Modula provides two useful abstractions: the Vector class and the Module class.

The Vector class

The Vector class is used to store the weights of the neural net. For instance, in the previous example the line weights = mlp.initialize(device="cpu") creates a Vector called weights. And grad = weights.grad() stores the gradient of weights as a Vector called grad. The point of all this as that you can do operations on Vector objects like:

weights -= 0.1 * grad

This allows you to write optimization algorithms without doing for loops over lists of tensors everywhere.

The Module class

The meat of Modula is found in the Module class. A Module m must have six attributes. Two numbers:

m.mass: float           # sets the proportion of feature learning m contributes to any supermodule
m.sensitivity: float    # estimates the sensitivity of m to input perturbations

and four methods:

m.forward(x: Tensor, w: Vector) -> Tensor    # maps an input and a weight vector to an output
m.initialize() -> Vector                     # randomly samples a weight vector
m.normalize(w: Vector)                       # scales vector w to have unit modular norm
m.regularize(w: Vector, strength: float)     # regularizes vector w in-place

There are three kinds of modules in Modula:

  • Atoms are modules that have weights and where the attributes are hand-declared, e.g. modula.atom.Linear;
  • Bonds are modules without weights and where the attributes are hand-declared, e.g. modula.bond.GELU;
  • Compounds are modules built by combining atoms and bonds---their attributes are inferred automatically, e.g. modula.compound.GPT.

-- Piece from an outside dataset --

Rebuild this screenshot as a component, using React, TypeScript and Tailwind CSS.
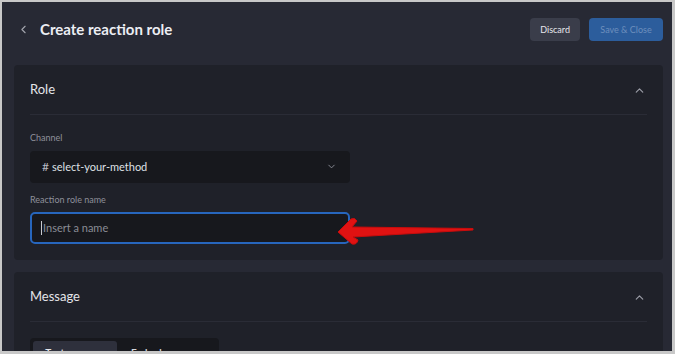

We provide the following basic operations for building compounds:

M_2 @ M_1     # composes module M_2 with module M_1
(M_1, M_2)    # acts as a tuple module in any further composition
M_1 + M_2     # returns the module sum
a * M         # multiplies module M by scalar a
M ** L        # returns the Lth iterate of module M, i.e. M @ M @ ... @ M

So, for example, the following residualize function takes a block module block and a depth L and returns a resnet with this block:

from modula.bond import Identity
residualize = lambda block, L : ((1 - 1/L) * Identity() + 1/L * block) ** L

The point of all this is that you can build a complicated compound module m, and all module attributes will be automatically inferred. Then during training, you can call m.normalize on the Adam or SGD updates, and the learning rate will automatically transfer when scaling the architecture.

Repository structure

.
├── assets                          # figures, logos and such
    └── ...
├── examples
│   ├── hello-world.py              # simple training loop
│   ├── gradient-accumulation.py    # gradient accumulation for large batch training
│   └── multi-gpu.py                # multi GPU training with torch.distributed
├── modula
│   ├── __init__.py
│   ├── abstract.py                 # basic definitions: composition & concatenation, etc.
│   ├── atom.py                     # modules with weights: linear, conv2d etc.
│   ├── bond.py                     # modules without weights: ReLU, FunctionalAttention, etc.
│   ├── compound.py                 # derived modules: GPT, ResNet, etc.
│   └── vector.py                   # class for storing weight vectors
├── paper                           # code associated with the arXiv paper
    └── ...
├── LICENSE                         # MIT license
├── README.md                       # this file
└── setup.py                        # pip package stuff

BibTeX

If Modula is useful in your research, consider citing our paper:

@article{modula,
  author  = {Tim Large and Yang Liu and Minyoung Huh and Hyojin Bahng and Phillip Isola and Jeremy Bernstein},
  title   = {Scalable Optimization in the Modular Norm},
  journal = {arXiv:2405.14813},
  year    = 2024
}

Acknowledgements

The design of Modula was influenced by μP, autobound, AGD and PyTorch itself.

License

Modula is released under an MIT license.